I've been building AI agents for a while now. Customer support, task automation, the usual stuff. And for the longest time I had the same problem everyone else seems to have — the agent would work fine in testing, go live, and within a few weeks I'd notice it kept making the same wrong decisions on the same types of tasks.
The frustrating part wasn't that it failed. It was that it failed the same way, over and over, with no way to improve without me manually going in and rewriting prompts or hardcoding rules.
I logged everything. I had Langsmith traces, I had application logs, I had all the data. But none of it told me which action was actually correct for which task. It told me what happened. Not whether it was right.

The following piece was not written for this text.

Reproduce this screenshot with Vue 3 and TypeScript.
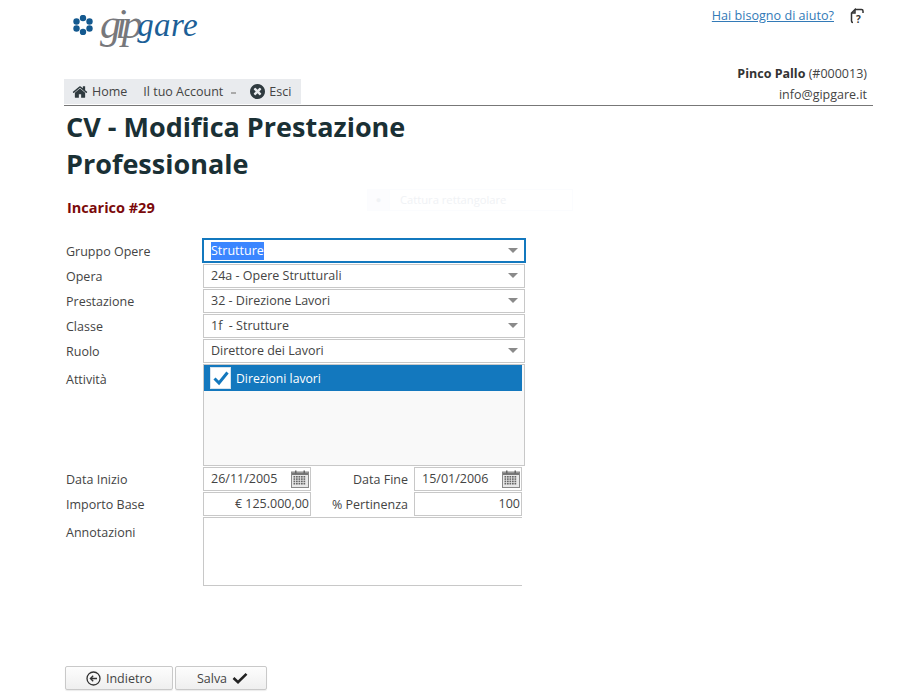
<script setup lang="ts">
const dots: [number, number][] = [[10, 3], [16.500, 6.500], [16.500, 13.500], [10, 17], [3.500, 13.500], [3.500, 6.500]]
interface SelectRow { label: string; value: string; focused?: boolean }
const selects: SelectRow[] = [
  { label: 'Gruppo Opere', value: 'Strutture', focused: true },
  { label: 'Opera', value: '24a - Opere Strutturali' },
  { label: 'Prestazione', value: '32 - Direzione Lavori' },
  { label: 'Classe', value: '1f  - Strutture' },
  { label: 'Ruolo', value: 'Direttore dei Lavori' },
]
const calCells = [0, 1, 2, 3].flatMap((r) => [0, 1, 2, 3, 4].map((c) => ({ x: 2.500 + c * 2.500, y: 6 + r * 2.300 })))
</script>

<template>
  <div class="page">
    <div class="ghost"><span class="ghost-ico">●</span><span class="ghost-txt">Cattura rettangolare</span></div>

    <header class="header">
      <div class="top">
        <div class="logo">
          <svg class="flower" width="22" height="20" viewBox="0 0 20 20">
            <circle v-for="(d, i) in dots" :key="i" :cx="d[0]" :cy="d[1]" r="3.200" fill="#14598f" />
          </svg>
          <span class="gip">gip</span><span class="gare">gare</span>
        </div>
        <div class="help">
          <a class="help-link">Hai bisogno di aiuto?</a>
          <svg class="help-ico" width="15" height="16" viewBox="0 0 15 16">
            <path d="M5 1.500h6.500q1.500 0 1.500 1.500v2M3 14.500q-1.500 0-1.500-1.500V5L5 1.500V5H2" fill="none" stroke="#333" stroke-width="1.500" />
            <text x="6" y="14.500" class="help-q">?</text>
          </svg>
        </div>
      </div>
      <div class="bottom">
        <nav class="nav">
          <span class="nav-item">
            <svg width="16" height="14" viewBox="0 0 1792 1536"><path transform="translate(0 -128)" fill="#2f3a3f" d="M1472 992v480q0 26-19 45t-45 19h-384v-384h-256v384h-384q-26 0-45-19t-19-45v-480q0-1 .5-3t.5-3l575-474 575 474q1 2 1 6zm223-69l-62 74q-8 9-21 11h-3q-13 0-21-7l-692-577-692 577q-12 8-24 7-13-2-21-11l-62-74q-8-10-7-23.500t11-21.500l719-599q32-26 76-26t76 26l244 204v-195q0-14 9-23t23-9h192q14 0 23 9t9 23v408l219 182q10 8 11 21.500t-7 23.500z" /></svg>
            <span>Home</span>
          </span>
          <span class="nav-item account"><span>Il tuo Account</span><i class="caret"></i></span>
          <span class="nav-item">
            <svg width="15" height="15" viewBox="128 128 1536 1536"><path fill="#2f3a3f" d="M1277 1122q0-26-19-45l-181-181 181-181q19-19 19-45 0-27-19-46l-90-90q-19-19-46-19-26 0-45 19l-181 181-181-181q-19-19-45-19-27 0-46 19l-90 90q-19 19-19 46 0 26 19 45l181 181-181 181q-19 19-19 45 0 27 19 46l90 90q19 19 46 19 26 0 45-19l181-181 181 181q19 19 45 19 27 0 46-19l90-90q19-19 19-46zm387-226q0 209-103 385.500t-279.500 279.500-385.500 103-385.500-103-279.500-279.500-103-385.500 103-385.500 279.500-279.500 385.500-103 385.500 103 279.500 279.500 103 385.500z" /></svg>
            <span>Esci</span>
          </span>
        </nav>
        <div class="user">
          <div><b>Pinco Pallo</b> (#000013)</div>
          <div>info@gipgare.it</div>
        </div>
      </div>
    </header>

    <h1 class="title">CV - Modifica Prestazione Professionale</h1>
    <h2 class="sub">Incarico #29</h2>

    <form class="form" @submit.prevent>
      <template v-for="s in selects" :key="s.label">
        <label class="lbl">{{ s.label }}</label>
        <div class="select" :class="{ focused: s.focused }">
          <span class="sel-val" :class="{ selected: s.focused }">{{ s.value }}</span>
          <i class="arrow"></i>
        </div>
      </template>

      <label class="lbl lbl-att">Attività</label>
      <div class="list">
        <div class="list-item">
          <span class="check">
            <svg width="18" height="16" viewBox="0 0 18 16"><path d="M2.500 8.500 7 13 15.500 2.500" fill="none" stroke="#1378be" stroke-width="3" /></svg>
          </span>
          <span>Direzioni lavori</span>
        </div>
      </div>

      <label class="lbl">Data Inizio</label>
      <div class="pair">
        <div class="input w108 date">
          <span class="val">26/11/2005</span>
          <svg class="cal" width="18" height="18" viewBox="0 0 18 18">
            <rect x=".5" y="2" width="17" height="15.500" fill="#e8e8e8" stroke="#888" />
            <rect x="1" y="2.500" width="16" height="2.500" fill="#777" />
            <rect x="4" y=".5" width="1.500" height="3" fill="#666" /><rect x="12.500" y=".5" width="1.500" height="3" fill="#666" />
            <rect v-for="(c, i) in calCells" :key="i" :x="c.x" :y="c.y" width="1.700" height="1.600" fill="#666" />
          </svg>
        </div>
        <label class="lbl-r">Data Fine</label>
        <div class="input w108 date">
          <span class="val">15/01/2006</span>
          <svg class="cal" width="18" height="18" viewBox="0 0 18 18">
            <rect x=".5" y="2" width="17" height="15.500" fill="#e8e8e8" stroke="#888" />
            <rect x="1" y="2.500" width="16" height="2.500" fill="#777" />
            <rect x="4" y=".5" width="1.500" height="3" fill="#666" /><rect x="12.500" y=".5" width="1.500" height="3" fill="#666" />
            <rect v-for="(c, i) in calCells" :key="i" :x="c.x" :y="c.y" width="1.700" height="1.600" fill="#666" />
          </svg>
        </div>
      </div>

      <label class="lbl">Importo Base</label>
      <div class="pair">
        <div class="input w108 num"><span class="val">€ 125.000,00</span></div>
        <label class="lbl-r">% Pertinenza</label>
        <div class="input w108 num"><span class="val">100</span></div>
      </div>

      <label class="lbl lbl-note">Annotazioni</label>
      <div class="notes"></div>
    </form>

    <div class="actions">
      <button type="button" class="btn back">
        <svg width="15" height="15" viewBox="0 0 15 15"><circle cx="7.500" cy="7.500" r="6.500" fill="none" stroke="#333" stroke-width="1.300" /><path d="M11 7.500H4.500M7.200 4.700 4.400 7.500l2.800 2.800" fill="none" stroke="#333" stroke-width="1.300" /></svg>
        <span>Indietro</span>
      </button>
      <button type="button" class="btn save">
        <span>Salva</span>
        <svg width="16" height="12" viewBox="0 0 16 12"><path d="M1.500 6 6 10.200 14.500 1.800" fill="none" stroke="#222" stroke-width="2.600" /></svg>
      </button>
    </div>
  </div>
</template>

<style scoped>
.page {
  position: relative;
  width: 899px;
  height: 700px;
  box-sizing: border-box;
  padding-left: 64px;
  overflow: hidden;
  background: #fff;
  font-family: "Open Sans", "Liberation Sans", sans-serif;
  font-size: 12.500px;
  color: #444;
}
.ghost {
  position: absolute;
  left: 367px;
  top: 189px;
  width: 206px;
  height: 22px;
  display: flex;
  border: 1px solid #fbfcfe;
  box-sizing: border-box;
  font-size: 11.200px;
  color: #f0f2f5;
  line-height: 20px;
}
.ghost-ico { width: 21px; text-align: center; border-right: 1px solid #fbfcfe; font-size: 9px; background: #fcfcfe; }
.ghost-txt { padding-left: 10px; }
.header { width: 809px; height: 106px; box-sizing: border-box; border-bottom: 1px solid #777; display: flex; flex-direction: column; justify-content: space-between; }
.top { display: flex; justify-content: space-between; align-items: flex-start; }
.logo { display: flex; align-items: flex-start; height: 52px; padding-left: 8px; line-height: 1; font-family: "Liberation Serif", serif; font-style: italic; }
.flower { margin-top: 15px; margin-right: 6px; }
.gip { color: #77787c; font-size: 42px; line-height: 52px; letter-spacing: -5.500px; margin-top: -2px; white-space: nowrap; }
.gare { color: #1c5f97; font-size: 33px; line-height: 40px; margin-top: 5px; letter-spacing: .4px; }
.help { display: flex; align-items: center; padding-top: 7px; margin-right: 8px; }
.help-link { color: #337ab7; text-decoration: underline; font-size: 12.600px; line-height: 17px; }
.help-ico { margin-left: 16px; }
.help-q { font: 700 10px "Open Sans", sans-serif; fill: #333; }
.bottom { display: flex; justify-content: space-between; align-items: flex-end; }
.nav { display: flex; align-items: center; width: 237px; height: 25px; margin-bottom: 1px; background: #e9ebee; box-sizing: border-box; padding-left: 8px; color: #444; }
.nav-item { display: flex; align-items: center; gap: 4px; }
.account { margin-left: 16px; margin-right: 14px; gap: 0; }
.caret { display: inline-block; width: 5px; height: 1.500px; background: #aaa; margin-left: 8px; margin-top: 3px; }
.user { text-align: right; padding-right: 6px; line-height: 21px; color: #444; }
.user b { font-weight: 700; color: #333; }
.title { margin: 2px 0 0 2px; width: 430px; font-size: 27px; line-height: 37px; font-weight: 700; color: #1a3035; }
.sub { margin: 16px 0 0 3px; font-size: 14.500px; line-height: 20px; font-weight: 700; color: #7b0a0a; }
.form { display: grid; grid-template-columns: 139px 322px; grid-auto-rows: auto; margin-top: 21px; }
.lbl { padding-left: 2px; height: 25px; line-height: 26px; }
.lbl-att { line-height: 32px; height: 103px; }
.lbl-note { line-height: 32px; }
.select { position: relative; box-sizing: border-box; height: 24px; margin-bottom: 1px; border: 1px solid #c8c8c8; display: flex; align-items: center; padding-left: 7px; white-space: pre; }
.select.focused { border: 2px solid #1378be; margin: -1px -1px 1px; height: 25px; padding-left: 7px; }
.sel-val { line-height: 18px; }
.selected { background: #3b86ff; color: #fff; }
.arrow { position: absolute; right: 6px; top: 8px; width: 0; height: 0; border-left: 5px solid transparent; border-right: 5px solid transparent; border-top: 5px solid #8a8a8a; }
.list { box-sizing: border-box; height: 102px; margin-bottom: 1px; border: 1px solid #c8c8c8; background: #f9f9f9; padding: 0 2px 0 0; }
.list-item { display: flex; align-items: center; gap: 5px; height: 26px; padding-left: 6px; background: #1378be; color: #fff; font-size: 12.200px; }
.check { display: flex; align-items: center; justify-content: center; width: 21px; height: 22px; background: #fff; border: 1px solid #d5e3ee; box-sizing: border-box; }
.pair { display: flex; height: 25px; }
.input { box-sizing: border-box; height: 24px; border: 1px solid #c8c8c8; display: flex; align-items: center; }
.w108 { width: 108px; }
.date { justify-content: space-between; padding: 0 1px 0 7px; }
.num { justify-content: flex-end; padding-right: 1px; }
.val { padding-bottom: 2px; }
.lbl-r { width: 103px; padding-right: 6px; box-sizing: border-box; text-align: right; line-height: 25px; }
.notes { box-sizing: border-box; width: 319px; height: 69px; border: 1px solid #c8c8c8; border-right: none; }
.actions { position: absolute; left: 65px; top: 666px; display: flex; gap: 2px; }
.btn { box-sizing: border-box; height: 24px; display: flex; align-items: center; justify-content: center; gap: 5px; border: 1px solid #c9c9c9; border-radius: 2px; background: linear-gradient(#fdfdfd, #efefef); font: 12.500px "Open Sans", sans-serif; color: #444; padding: 0; box-shadow: 0 1px 1px rgba(0, 0, 0, .08); }
.back { width: 108px; }
.save { width: 92px; padding-left: 3px; }
</style>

So I built something for my own agents. Nothing fancy at first — just a small layer that tracked which action was taken on which task type, scored the outcome after the fact, and used that history to recommend better actions the next time a similar task came in.
Three things surprised me:
The cold start problem is real but solvable. The first 20-30 runs are basically random exploration. Once you have enough outcome history, the recommendations get genuinely good. In my own testing, correct action rate went from around 70% to 92% after enough runs — not because the model changed, but because the decision layer learned what worked.
Knowing when NOT to act is as important as knowing what to do. I added confidence gating — if the system doesn't have enough history on a task type, it steps aside and lets the base model decide rather than pushing a low-confidence recommendation. This alone reduced bad decisions significantly on edge cases.
The feedback loop compounds. This is the part I didn't expect. Every run makes the next run slightly better. After a few hundred outcomes, the system has a clear picture of what actions work in which contexts, and the recommendations become very reliable.
I've been running this on my own agents for a while now. Not sure if others have hit this wall — curious what people are doing to handle decision quality in production agents. Are you manually reviewing logs? Building your own scoring systems? Just accepting the failure rate?